When I first saw this film as a child, I was heartbroken at the not-happy ending. How could Cecilia not choose Tom, and how could she be left with nothing? Only later did I realize how agonizingly perfect it is.
This is not a sad ending, because no matter how mediocre life turns out to be, losing yourself in fantasy is not living; it’s a delusion. Tom would never have lied or left Cecilia like Gil did, but he offered her only a chance to make love to fiction, which dangerously crosses the line into a special kind of madness. Gil also offered Cecilia a Hollywood fantasy that was not meant to be—and before you mistake that look on Gil’s face as guilt while his plane leaves Jersey in the dust, recall that he said earlier in the picture “I hate flying”—but he wouldn’t distract her past the end credits. By refusing to think Tom Baxter will come for her, Cecilia is able to leave her wife-beating husband behind and start her life over, even if it is still one as a mousy, freshly unemployed waitress in the Great Depression.

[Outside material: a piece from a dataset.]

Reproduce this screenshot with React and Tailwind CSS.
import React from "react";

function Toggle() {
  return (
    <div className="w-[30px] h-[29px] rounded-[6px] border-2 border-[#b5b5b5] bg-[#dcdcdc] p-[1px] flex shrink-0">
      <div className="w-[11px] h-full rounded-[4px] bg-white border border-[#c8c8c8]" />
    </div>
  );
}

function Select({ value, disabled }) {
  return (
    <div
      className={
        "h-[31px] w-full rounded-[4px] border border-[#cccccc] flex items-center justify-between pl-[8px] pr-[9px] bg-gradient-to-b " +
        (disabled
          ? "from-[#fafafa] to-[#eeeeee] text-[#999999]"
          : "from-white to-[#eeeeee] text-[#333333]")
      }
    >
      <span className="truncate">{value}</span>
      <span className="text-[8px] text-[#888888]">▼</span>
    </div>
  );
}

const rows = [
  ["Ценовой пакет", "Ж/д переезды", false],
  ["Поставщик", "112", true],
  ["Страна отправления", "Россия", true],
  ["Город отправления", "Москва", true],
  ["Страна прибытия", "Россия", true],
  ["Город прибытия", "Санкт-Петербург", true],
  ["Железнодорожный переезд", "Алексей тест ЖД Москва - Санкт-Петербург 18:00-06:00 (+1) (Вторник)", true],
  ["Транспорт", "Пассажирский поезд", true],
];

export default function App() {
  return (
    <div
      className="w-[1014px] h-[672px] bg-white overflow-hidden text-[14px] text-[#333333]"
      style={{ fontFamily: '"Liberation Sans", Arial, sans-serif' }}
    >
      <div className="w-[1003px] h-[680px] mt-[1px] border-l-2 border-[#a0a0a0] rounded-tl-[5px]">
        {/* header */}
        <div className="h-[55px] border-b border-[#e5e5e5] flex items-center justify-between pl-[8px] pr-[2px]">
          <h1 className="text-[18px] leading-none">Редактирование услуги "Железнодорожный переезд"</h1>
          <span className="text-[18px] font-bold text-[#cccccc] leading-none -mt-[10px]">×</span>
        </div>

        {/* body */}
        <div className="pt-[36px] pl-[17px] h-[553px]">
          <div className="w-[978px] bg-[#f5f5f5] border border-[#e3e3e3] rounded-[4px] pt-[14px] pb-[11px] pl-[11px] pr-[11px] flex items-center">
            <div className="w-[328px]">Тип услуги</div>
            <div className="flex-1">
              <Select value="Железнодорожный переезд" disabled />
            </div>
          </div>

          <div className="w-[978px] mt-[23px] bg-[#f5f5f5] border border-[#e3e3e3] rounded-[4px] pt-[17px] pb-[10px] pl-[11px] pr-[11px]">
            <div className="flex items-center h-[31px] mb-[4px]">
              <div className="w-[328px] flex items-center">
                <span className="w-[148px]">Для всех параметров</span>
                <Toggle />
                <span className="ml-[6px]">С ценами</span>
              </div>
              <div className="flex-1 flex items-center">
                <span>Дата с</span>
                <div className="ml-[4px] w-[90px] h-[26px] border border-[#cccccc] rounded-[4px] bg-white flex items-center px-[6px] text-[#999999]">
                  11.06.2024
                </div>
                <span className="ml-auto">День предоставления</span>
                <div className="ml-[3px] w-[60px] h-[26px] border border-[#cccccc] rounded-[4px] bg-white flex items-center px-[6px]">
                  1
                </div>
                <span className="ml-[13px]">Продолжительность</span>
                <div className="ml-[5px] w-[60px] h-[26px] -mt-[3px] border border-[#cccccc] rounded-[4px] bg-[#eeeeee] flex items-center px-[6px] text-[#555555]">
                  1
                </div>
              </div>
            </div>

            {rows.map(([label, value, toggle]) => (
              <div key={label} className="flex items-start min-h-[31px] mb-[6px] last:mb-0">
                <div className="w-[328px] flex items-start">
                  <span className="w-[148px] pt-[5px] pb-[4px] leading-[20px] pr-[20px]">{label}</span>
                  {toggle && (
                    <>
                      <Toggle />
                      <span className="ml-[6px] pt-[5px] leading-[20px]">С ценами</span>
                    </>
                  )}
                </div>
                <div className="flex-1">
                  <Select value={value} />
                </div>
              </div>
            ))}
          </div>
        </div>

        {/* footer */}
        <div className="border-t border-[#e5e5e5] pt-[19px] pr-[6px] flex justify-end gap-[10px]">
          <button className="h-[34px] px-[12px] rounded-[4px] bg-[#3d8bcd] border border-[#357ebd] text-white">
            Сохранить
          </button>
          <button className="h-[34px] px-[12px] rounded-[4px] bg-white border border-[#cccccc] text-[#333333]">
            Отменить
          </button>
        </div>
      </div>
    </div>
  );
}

It is a harrowing message that feels even more pertinent in 2015 than it did 30 years ago. Despite only growing with more advantages over Cecilia’s 1930s hardship, millions and millions more each year lose themselves in fantasy worlds, be they in video games, unending book series, or the newly minted concept of “cinematic universes.” The Purple Rose of Cairo’s hard truth about the frailty of art and artifice, and yet how its is always indispensable. This film shows both the danger of filmmaking’s world-building, as well as its beautiful catharsis.

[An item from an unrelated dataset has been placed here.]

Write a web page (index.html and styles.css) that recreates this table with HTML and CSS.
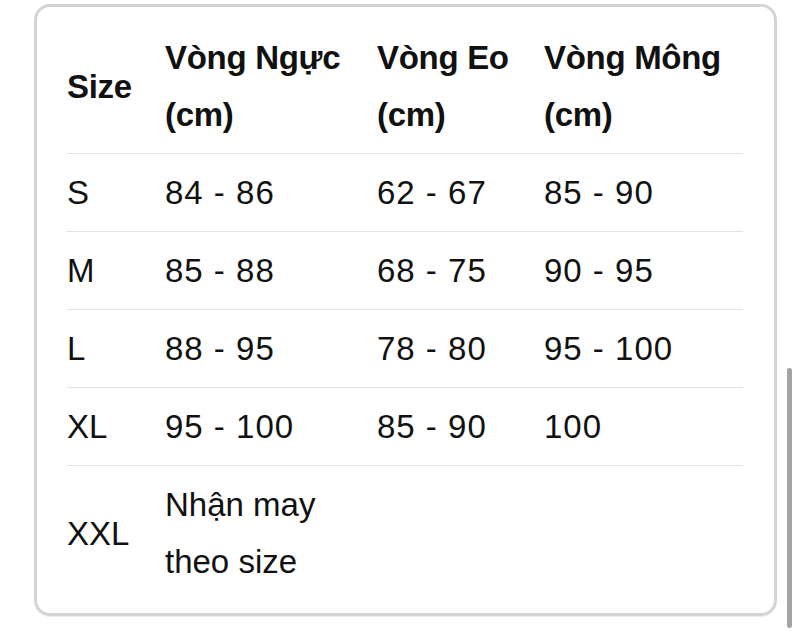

At the end of all things, and in a moment of pure heartbreak, Cecilia returns to the movie house to discover Gil is long gone. But she also bears witness to the venue’s newest entertainment, a Fred and Ginger movie called Top Hat. We must live in reality; film and all other art can only be an excursion. But even in our darkest moments, it can still be a wonderful one, such as when Cecilia and we are allowed to go out together, dancing cheek to cheek.